Was in Hinblick auf das Gremium, das bislang als „Synodaler Rat“ geplant war, in der Gemeinsamen Presseerklärung als gemeinsame Übereinkunft festgehalten wird, hat nicht nur Auswirkungen auf die vom „Synodalen Ausschuss“ eingerichtete Kommission I, sondern auch auf die Kommission II, die sich unter der Kommissionsbezeichnung „Evaluation und Monitoring der Umsetzung der Beschlüsse des Synodalen Weges“ mit der „Vorbereitung einer Evaluation der Umsetzung der Beschlüsse der Synodalversammlung“[16] befassen soll. Dieser Arbeitsauftrag beruht auf dem Beschluss des Handlungstextes „Synodalität nachhaltig stärken“, der dem „Synodalen Ausschuss“ unter anderem die Aufgabe zugewiesen hatte „Er bereitet die Evaluation der Beschlüsse der Synodalversammlung vor und entwickelt diese fort.“[17]

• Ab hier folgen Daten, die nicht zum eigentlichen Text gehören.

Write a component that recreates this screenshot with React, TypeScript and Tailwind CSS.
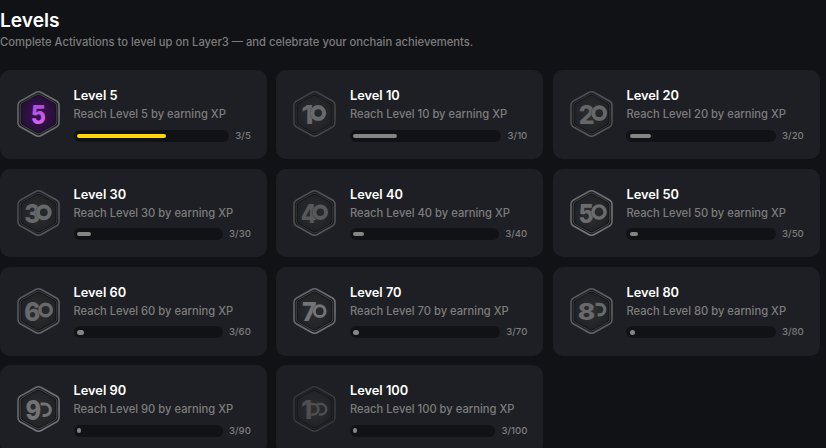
type Art = {
  digit: string;
  x: number;
  width: number;
  baseline?: number;
  size?: number;
  ring?: [number, number, number];
  arcs?: [number, number, number][];
  stroke?: number;
  tone: string;
  rim: string;
};

const levels: { level: number; art: Art }[] = [
  { level: 5, art: { digit: '5', x: 13.8, width: 15.2, tone: '#c35bea', rim: '#77787b' } },
  { level: 10, art: { digit: '1', x: 8.4, width: 12, ring: [25.2, 22.1, 5.9], stroke: 4.2, tone: '#68696b', rim: '#47484b' } },
  { level: 20, art: { digit: '2', x: 8.8, width: 15.8, ring: [29.2, 22.2, 5.9], stroke: 4, tone: '#666769', rim: '#58595c' } },
  { level: 30, art: { digit: '3', x: 7.2, width: 16, ring: [26.8, 22.3, 5.9], stroke: 4, tone: '#67686a', rim: '#58595c' } },
  { level: 40, art: { digit: '4', x: 7.8, width: 16, ring: [27.3, 22.2, 5.8], stroke: 4, tone: '#57585a', rim: '#58595c' } },
  { level: 50, art: { digit: '5', x: 8.6, width: 15.2, ring: [29, 22, 6.1], stroke: 3.4, tone: '#6b6c6e', rim: '#7b7c7f' } },
  { level: 60, art: { digit: '6', x: 7.2, width: 16, ring: [28.6, 22, 5.7], stroke: 3.4, tone: '#68696b', rim: '#66676a' } },
  { level: 70, art: { digit: '7', x: 9, width: 14.6, ring: [26.7, 23.2, 5.4], stroke: 3, tone: '#737476', rim: '#77787b' } },
  { level: 80, art: { digit: '8', x: 7.8, width: 17.6, baseline: 32.2, size: 22.5, arcs: [[29.6, 21.6, 5.2]], stroke: 3.2, tone: '#68696b', rim: '#66676a' } },
  { level: 90, art: { digit: '9', x: 8.4, width: 15.6, baseline: 33.8, size: 27, arcs: [[27.6, 23.8, 5.8]], stroke: 3, tone: '#727375', rim: '#7b7c7f' } },
  { level: 100, art: { digit: '1', x: 8.2, width: 11, arcs: [[20.2, 23.2, 5.2], [28, 23.2, 5.2]], stroke: 2.5, tone: '#4e4f51', rim: '#3a3b3e' } },
];

const HEX =
  'M18.8 1.5 Q21.5 0 24.2 1.5 L39.4 10 Q42 11.5 42 14.5 V31.5 Q42 34.5 39.4 36 L24.2 44.5 Q21.5 46 18.8 44.5 L3.6 36 Q1 34.5 1 31.5 V14.5 Q1 11.5 3.6 10 Z';

function Badge({ level, art }: { level: number; art: Art }) {
  const lit = level === 5;
  const baseline = art.baseline ?? 33.3;
  const size = art.size ?? 26;
  return (
    <svg viewBox="0 0 43 46" className="mt-[21px] h-[46px] w-[43px] shrink-0 self-start" aria-label={`Level ${level} badge`}>
      <defs>
        <linearGradient id={`rim${level}`} x1="0" y1="0" x2="1" y2="1">
          <stop offset="0" stopColor={art.rim} stopOpacity="0.75" />
          <stop offset="0.5" stopColor={art.rim} stopOpacity="0.9" />
          <stop offset="0.75" stopColor={art.rim} />
          <stop offset="1" stopColor={art.rim} stopOpacity="0.65" />
        </linearGradient>
        <linearGradient id={`tone${level}`} x1="0" y1="13" x2="0" y2="34" gradientUnits="userSpaceOnUse">
          <stop offset="0" stopColor={lit ? '#a64bd6' : art.tone} />
          <stop offset="1" stopColor={lit ? '#d966f6' : art.tone} />
        </linearGradient>
        <radialGradient id={`core${level}`}>
          <stop offset="0" stopColor={lit ? '#3c0f54' : '#2b2c2f'} />
          <stop offset="1" stopColor={lit ? '#1f0c2f' : '#1d1e21'} />
        </radialGradient>
        <pattern id={`dots${level}`} width="2.4" height="2.4" patternUnits="userSpaceOnUse">
          <circle cx="1.2" cy="1.2" r="0.55" fill={lit ? '#693087' : '#4b4c4f'} opacity="0.7" />
        </pattern>
      </defs>
      <path d={HEX} fill="#191a1d" stroke={`url(#rim${level})`} strokeWidth="1.5" />
      <g transform="translate(21.5 23) scale(.89) translate(-21.5 -23)">
        <path d={HEX} fill="#141518" stroke={art.rim} strokeOpacity="0.6" strokeWidth="0.9" />
      </g>
      <g transform="translate(21.5 23) scale(.82) translate(-21.5 -23)">
        <path d={HEX} fill={`url(#core${level})`} />
        <path d={HEX} fill={`url(#dots${level})`} />
      </g>
      <text
        x={art.x}
        y={baseline}
        fontFamily="Inter, sans-serif"
        fontSize={size}
        fontWeight="800"
        fill={`url(#tone${level})`}
        textLength={art.width}
        lengthAdjust="spacingAndGlyphs"
      >
        {art.digit}
      </text>
      {art.ring && (
        <>
          <circle
            cx={art.ring[0]}
            cy={art.ring[1]}
            r={art.ring[2]}
            fill="#27282b"
            stroke="#2b2c2f"
            strokeOpacity="0.5"
            strokeWidth={(art.stroke ?? 3) + 0.8}
          />
          <circle cx={art.ring[0]} cy={art.ring[1]} r={art.ring[2]} fill="none" stroke={art.tone} strokeWidth={art.stroke} />
        </>
      )}
      {art.arcs?.map(([x, y, r]) => (
        <path
          key={x}
          d={`M${x - 4} ${y - r} H${x} A${r} ${r} 0 0 1 ${x} ${y + r} H${x - 2}`}
          fill="none"
          stroke={art.tone}
          strokeWidth={art.stroke}
        />
      ))}
    </svg>
  );
}

function LevelCard({ level, art }: { level: number; art: Art }) {
  return (
    <article className="flex h-[88.7px] items-center rounded-[10px] bg-[#1e1f24] pr-4 pl-[17px]">
      <Badge level={level} art={art} />
      <div className="ml-[13.5px] min-w-0 flex-1">
        <h2 className="text-[12.8px] leading-[18px] font-semibold text-white">Level {level}</h2>
        <p className="text-[11.2px] leading-[18px] font-medium text-[#7d7d7d]">Reach Level {level} by earning XP</p>
        <div className="mt-[6.4px] flex h-3 items-center gap-[6.4px]">
          <div className="flex h-3 flex-1 items-center rounded-full bg-[#111216] px-[3.2px]">
            <div
              className={`h-[4.4px] min-w-1 rounded-full ${level === 5 ? 'bg-[#ffd60a]' : 'bg-[#858585]'}`}
              style={{ width: `${(3 / level) * 100}%` }}
            />
          </div>
          <span className="text-[9.6px] leading-3 font-medium text-[#7d7d7d]">3/{level}</span>
        </div>
      </div>
    </article>
  );
}

export default function App() {
  return (
    <main className="h-screen overflow-hidden bg-[#111216] pt-[7px] font-[Inter,sans-serif]">
      <h1 className="text-[19.2px] leading-[26px] font-semibold text-white">Levels</h1>
      <p className="text-[11.22px] leading-[18px] font-medium text-[#7d7d7d]">
        Complete Activations to level up on Layer3 — and celebrate your onchain achievements.
      </p>
      <section className="mt-[19.25px] grid w-[819.8px] grid-cols-3 gap-[9.6px]">
        {levels.map((item) => (
          <LevelCard key={item.level} {...item} />
        ))}
      </section>
    </main>
  );
}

Angesichts der – möglicherweise auch beabsichtigten – Unklarheiten im Arbeitsauftrag muss man sich zunächst fragen, was denn nun tatsächlich von der genannten Kommission geleistet werden soll: Der Begriff „Evaluation“ meint eine systematische und empirische Analyse zum Zweck der Bewertung und Modifikation und setzt sowohl eine hohe Fachlichkeit in der zu bewertenden Sache als auch entsprechende empirische Fähigkeiten voraus. Ein Blick in die Mitgliederliste dieser Kommission[18] lässt aber nicht erkennen, dass die Kommission in besonderer Weise mit der für die gute Erfüllung der Aufgabe erforderlichen Fachlichkeit und den dazu notwendigen spezifischen Fähigkeiten ausgestattet wäre. Mit „Monitoring“ wird eine Überwachung beziehungsweise kontinuierliche Beobachtung bezeichnet, bei der vorab bestimmte Parameter als wichtig oder auschlaggebend identifiziert wurden, so dass bei deren Erreichen geeignete Gegenmaßnahmen ergriffen werden könnten. Mit „Umsetzung“ ist die rechtskräftige Verwirklichung oder Übernahme übergeordneter Richtlinien in die je eigene Rechtsordnung gemeint. Das alles bezieht sich auf die „Beschlüsse des Synodalen Weges“, die allerdings gemäß Art. 11 Abs. 1 der Satzung des Synodalen Weges (SaSW) weder Handlungsaufträge an irgendjemanden noch übergeordnete Richtlinien sind, sondern nichts anderes als eine abschließende Feststellung der Beratungsergebnisse der Synodalversammlung, die dementsprechend gemäß Art. 11 Abs. 5 SaSW auch von sich aus keine Rechtswirkung entfalten.[19] Dem entsprechend wird in Art. 7 Abs. 6 der Satzung des Synodalen Ausschusses (SaSynA) normiert: „Ergebnisse der Abstimmungen des Synodalen Ausschusses entfalten von sich aus keine Rechtswirkung. Im Übrigen gilt Art. 11 Abs. 5 Satz 2 SaSW.“[20] Und für den künftigen „Synodalen Rat“ soll unter anderem dieser „Eckpunkt“ gelten: „Die Beschlüsse des Synodalen Rates haben dieselbe rechtliche Wirkung wie die Beschlüsse der Synodalversammlung (Art. 11 Abs. 5 der Satzung des Synodalen Weges).“[21]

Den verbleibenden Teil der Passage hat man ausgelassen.